The RMFMS is the Rocky Mountain Federation of Mineralogical Societies, Inc. whose web site link is http://www.rmfms.org/. The RMFMS was organized in 1941 and was one of the original four founders of the AFMS in 1947. The number of clubs and members is not shown by AFMS or the RMFMS.

  • Arizona (except 1 club in the CFMS)
  • Colorado
  • Kansas
  • Nebraska (Western portion)
  • New Mexico
  • North Dakota (Western portion
  • Oklahoma
  • South Dakota (Western portion)
  • Utah
  • Wyoming



The SFMS is the Southeast Federation of Mineralogical Societies,Inc. whose area is a little more vague. Here is what
their web site states about their area, membership and other Home Page information. Their website link is http://www.amfed.org/sfms/index.html.

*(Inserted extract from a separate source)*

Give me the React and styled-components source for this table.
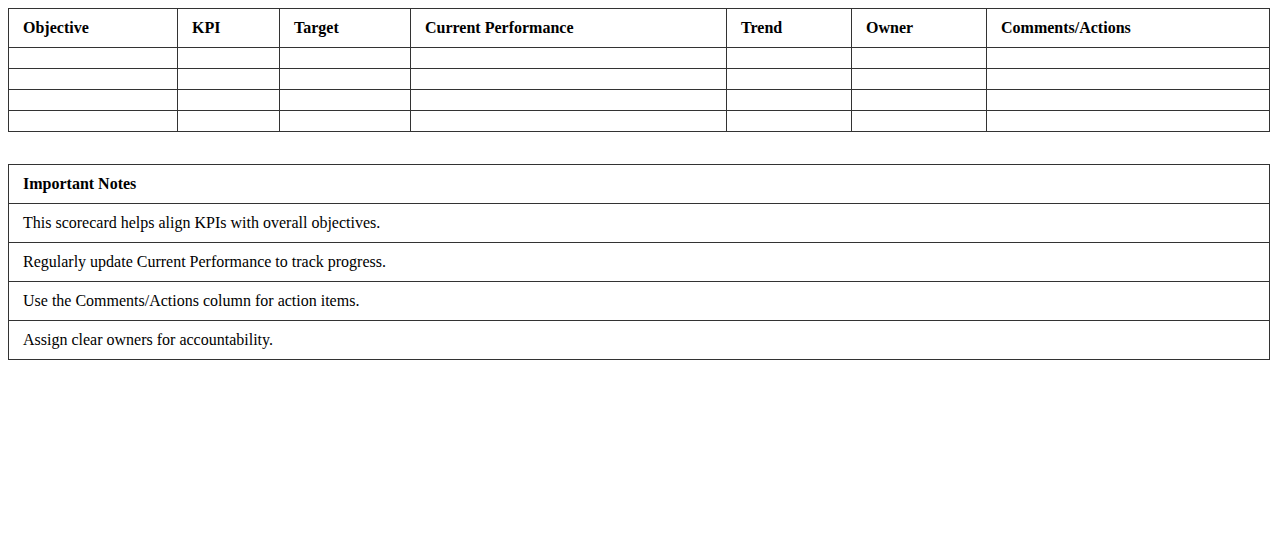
import styled, { createGlobalStyle } from 'styled-components';

const GlobalStyle = createGlobalStyle`
    body {
        margin: 8px;
        background: #fff;
        font-family: "Liberation Serif", "Times New Roman", serif;
        font-size: 16px;
        color: #000;
    }
`;

const columns = [
    { title: 'Objective', width: 169 },
    { title: 'KPI', width: 102 },
    { title: 'Target', width: 131 },
    { title: 'Current Performance', width: 316 },
    { title: 'Trend', width: 125 },
    { title: 'Owner', width: 135 },
    { title: 'Comments/Actions' },
];

const notes = [
    'This scorecard helps align KPIs with overall objectives.',
    'Regularly update Current Performance to track progress.',
    'Use the Comments/Actions column for action items.',
    'Assign clear owners for accountability.',
];

function App() {
    return (
        <>
            <GlobalStyle />
            <Table $gap={32}>
                <colgroup>
                    {columns.map((c) => (
                        <col key={c.title} style={c.width ? { width: c.width } : undefined} />
                    ))}
                </colgroup>
                <thead>
                    <tr>
                        {columns.map((c) => (
                            <Th key={c.title}>{c.title}</Th>
                        ))}
                    </tr>
                </thead>
                <tbody>
                    {[0, 1, 2, 3].map((r) => (
                        <tr key={r}>
                            {columns.map((c) => (
                                <Td key={c.title}></Td>
                            ))}
                        </tr>
                    ))}
                </tbody>
            </Table>

            <Table>
                <thead>
                    <tr>
                        <Th>Important Notes</Th>
                    </tr>
                </thead>
                <tbody>
                    {notes.map((n) => (
                        <tr key={n}>
                            <Td>{n}</Td>
                        </tr>
                    ))}
                </tbody>
            </Table>
        </>
    );
}

const Table = styled.table`
    width: 100%;
    table-layout: fixed;
    border-collapse: collapse;
    margin-bottom: ${(p) => (p.$gap ? `${p.$gap}px` : '0')};
`;

const Th = styled.th`
    border: 1px solid #333;
    padding: 10px 14px;
    text-align: left;
    font-weight: bold;
    line-height: 18px;
`;

const Td = styled.td`
    border: 1px solid #333;
    padding: 10px 14px;
    line-height: 18px;
`;

export default App;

The Southeast Federation of Mineralogical Societies, Inc. was organized in 1976 to bring about a closer association of Clubs and Societies devoted to the study of Earth Sciences and the practice of Lapidary Arts and crafts in the Southeastern part of the United States. The Southeast Federation includes approximately 80+ clubs and societies mostly in the region east of the Mississippi River and South of a line following the northern boarders of Tennessee and North Carolina. **There are a few clubs outside of this area due to historical affiliation. The Southeast Federation is a member of the American Federation of Mineralogical Societies. The Southeast Federation of Mineralogical Societies, Inc. provides member clubs with an insurance program covering field trips, shows, club meetings , etc. and educational opportunities that constitute the real backbone of our federation. The SFMS sponsors five Gem, Jewelry and Mineral workshops each year. These are held at Wildacres, near Little Switzerland in North Carolina, and at the William Holland Retreat near the small town of Young Harris in northeast Georgia. A broad range of courses related to the lapidary arts are taught by qualified instructors from throughout the Federation. All instructors are volunteers who are not paid for the highly skilled and professional experience that they bring to the workshops.